In an official study using field wheat, scientists discovered that excessive levels of carbon dioxide in the air lessen the plants’ ability to assimilate nitrates into proteins. The study was published April 6, 2014, in the journal Nature Climate Change and it has many people concerned.
"Food quality is declining under the rising levels of atmospheric carbon dioxide that we are experiencing," said the study’s lead author Arnold Bloom, professor in the Department of Plant Sciences at the University of California-Davis.
Processing of nitrogen- based compounds and converting them to proteins is crucial to those who consume the plants. Grains such as wheat are not a major source of protein for more developed parts of the world and alternative, protein- rich foods exist. But from a global perspective, this news is somewhat alarming because wheat supplies almost 25 percent of the protein in the global human diet.
The study was conducted using wheat grown in 1996 and 1997. In the latter year, the wheat field was exposed to additional carbon dioxide. The wheat was harvested and stored in vacuum sealed containers, then later tested and discovered to contain less protein than the wheat grown in 1996.
Based on the results of this study, Bloom stated that "the overall amount of protein available for human consumption may drop by about 3 percent as atmospheric carbon dioxide reaches the levels anticipated to occur during the next few decades." Bloom pointed out that similar studies have been conducted on wheat and other plants and the results were the same. On average, there was an 8 percent decline of protein concentrations in potatoes and grains such as wheat, rice and barley when carbon dioxide was increased.
These percentages might seem small and in many ways, they are small. However, any decrease in protein levels, even a small decrease, can have a noticeable impact on world health over time. Even in developed countries like the United States, the decrease in protein can lead to health issues and force individuals to alter eating habits in order to make up for the protein deficit. Concerned parents may have to substitute meat, dairy, and other products in place of grains in their children’s’ diets. Worse still, the effects of climate change could decrease food production and drive food prices higher, forcing families in developed countries to alter their lifestyle and making food in poorer countries even more difficult to obtain.
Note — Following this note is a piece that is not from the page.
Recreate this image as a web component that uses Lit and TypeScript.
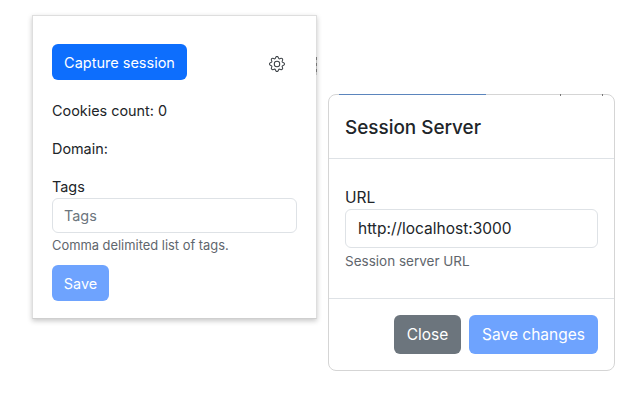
import { LitElement, html, css } from "lit";
import { customElement } from "lit/decorators.js";

@customElement("app-root")
export class AppRoot extends LitElement {
  static styles = css`
    :host { display: block; width: 640px; height: 400px; overflow: hidden; background: #fff; font-family: Inter, "Liberation Sans", sans-serif; color: #212529; }
    * { box-sizing: border-box; }
    .page { display: flex; align-items: flex-start; padding: 15px 0 0 32px; gap: 11px; }
    .panel { position: relative; width: 285px; height: 304px; background: #fff; border: 1px solid #dedede; border-bottom-color: #cfcfcf; box-shadow: 0 2px 5px rgba(0,0,0,.22); padding: 28px 19px 0; font-size: 14.4px; }
    .edge { position: absolute; left: 283px; top: 41px; width: 1px; height: 18px; background: repeating-linear-gradient(#777 0 3px, #bbb 3px 6px); }
    .top { display: flex; justify-content: space-between; align-items: center; padding-right: 12px; }
    .btn { display: flex; align-items: center; justify-content: center; border: 0; color: #fff; font: inherit; padding: 0; }
    .capture { width: 135px; height: 36px; border-radius: 6px; background: #0d6efd; font-size: 14.5px; }
    .gear { width: 16px; height: 16px; margin-top: 3px; fill: #3a3f44; display: block; }
    .line { margin-top: 21px; line-height: 20px; height: 20px; }
    .line.second { margin-top: 18px; }
    .line.tags { margin-top: 18px; }
    .input { display: flex; align-items: center; border: 1px solid #dee2e6; border-radius: 6px; }
    .tagsinput { width: 245px; height: 35px; margin-top: 1px; padding-left: 11px; color: #6c757d; }
    .help { color: #5f666d; font-size: 12.9px; line-height: 16px; margin-top: 5px; }
    .save { width: 57px; height: 36px; margin-top: 11px; border-radius: 6px; background: #6ea3fe; }
    .modal { position: relative; width: 287px; height: 277px; margin-top: 79px; border: 1px solid #d5d5d5; border-radius: 8px; background: #fff; font-size: 15.5px; }
    .tab { position: absolute; left: 10px; top: -1px; width: 147px; height: 1px; background: #5b85bd; }
    .tick { position: absolute; top: -1px; width: 1px; height: 2px; background: #777; }
    .t1 { left: 231px; }
    .t2 { left: 273px; }
    .head { height: 64px; display: flex; align-items: center; padding: 2px 0 0 16px; border-bottom: 1px solid #dee2e6; font-size: 18.9px; font-weight: 500; }
    .body { height: 139px; padding: 29px 16px 0; }
    .body .label { line-height: 20px; height: 20px; }
    .urlinput { width: 253px; height: 39px; margin-top: 1px; padding-left: 12px; color: #212529; }
    .body .help { font-size: 13.5px; margin-top: 4px; line-height: 18px; }
    .foot { display: flex; justify-content: flex-end; gap: 8px; padding: 16px 16px 0; border-top: 1px solid #dee2e6; }
    .foot .btn { height: 39px; border-radius: 6px; }
    .close { width: 67px; background: #6c757d; }
    .changes { width: 129px; background: #6ea3fe; }
  `;

  render() {
    return html`
      <div class="page">
        <section class="panel">
          <span class="edge"></span>
          <div class="top">
            <button class="btn capture">Capture session</button>
            <svg class="gear" viewBox="0 0 16 16" aria-hidden="true">
              <path d="M8 4.754a3.246 3.246 0 1 0 0 6.492 3.246 3.246 0 0 0 0-6.492zM5.754 8a2.246 2.246 0 1 1 4.492 0 2.246 2.246 0 0 1-4.492 0z"/>
              <path d="M9.796 1.343c-.527-1.79-3.065-1.79-3.592 0l-.094.319a.873.873 0 0 1-1.255.52l-.292-.16c-1.64-.892-3.433.902-2.54 2.541l.159.292a.873.873 0 0 1-.52 1.255l-.319.094c-1.79.527-1.79 3.065 0 3.592l.319.094a.873.873 0 0 1 .52 1.255l-.16.292c-.892 1.64.901 3.434 2.541 2.54l.292-.159a.873.873 0 0 1 1.255.52l.094.319c.527 1.79 3.065 1.79 3.592 0l.094-.319a.873.873 0 0 1 1.255-.52l.292.16c1.64.893 3.434-.902 2.54-2.541l-.159-.292a.873.873 0 0 1 .52-1.255l.319-.094c1.79-.527 1.79-3.065 0-3.592l-.319-.094a.873.873 0 0 1-.52-1.255l.16-.292c.893-1.64-.902-3.433-2.541-2.54l-.292.159a.873.873 0 0 1-1.255-.52l-.094-.319zm-2.633.283c.246-.835 1.428-.835 1.674 0l.094.319a1.873 1.873 0 0 0 2.693 1.115l.291-.16c.764-.415 1.6.42 1.184 1.185l-.159.292a1.873 1.873 0 0 0 1.116 2.692l.318.094c.835.246.835 1.428 0 1.674l-.319.094a1.873 1.873 0 0 0-1.115 2.693l.16.291c.415.764-.42 1.6-1.185 1.184l-.291-.159a1.873 1.873 0 0 0-2.693 1.116l-.094.318c-.246.835-1.428.835-1.674 0l-.094-.319a1.873 1.873 0 0 0-2.692-1.115l-.292.16c-.764.415-1.6-.42-1.184-1.185l.159-.291A1.873 1.873 0 0 0 1.945 8.93l-.319-.094c-.835-.246-.835-1.428 0-1.674l.319-.094A1.873 1.873 0 0 0 3.06 4.377l-.16-.292c-.415-.764.42-1.6 1.185-1.184l.292.159a1.873 1.873 0 0 0 2.692-1.115l.094-.319z"/>
            </svg>
          </div>
          <div class="line">Cookies count: 0</div>
          <div class="line second">Domain:</div>
          <div class="line tags">Tags</div>
          <div class="input tagsinput">Tags</div>
          <div class="help">Comma delimited list of tags.</div>
          <button class="btn save">Save</button>
        </section>
        <section class="modal">
          <span class="tab"></span>
          <span class="tick t1"></span>
          <span class="tick t2"></span>
          <div class="head">Session Server</div>
          <div class="body">
            <div class="label">URL</div>
            <div class="input urlinput">http://localhost:3000</div>
            <div class="help">Session server URL</div>
          </div>
          <div class="foot">
            <button class="btn close">Close</button>
            <button class="btn changes">Save changes</button>
          </div>
        </section>
      </div>
    `;
  }
}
"As we go forward in time, we're going to see first in the poorer countries... decreases in some of the main crops like wheat or corn that feed their populations. Eventually they get into trouble and they don't have enough food to feed their people," said Dr. Michael Oppenheimer, lead author of a report recently issued by the Intergovernmental Panel on Climate Change.
Adding extra nitrogen to plants through fertilization could help combat this problem, but it could lead to other concerns. It would add even more cost to agricultural production and it could increase the nitrate levels in ground water. In addition, added nitrogen could increase emission of nitrous oxide, a known greenhouse gas, leading to a vicious cycle that escalates in severity each year.
Further studies of this kind will be necessary to draw a definite conclusion, but the results so far point to lower food quality and higher prices overall. It’s yet another factor to consider in the ongoing debate over climate change and its ill effects.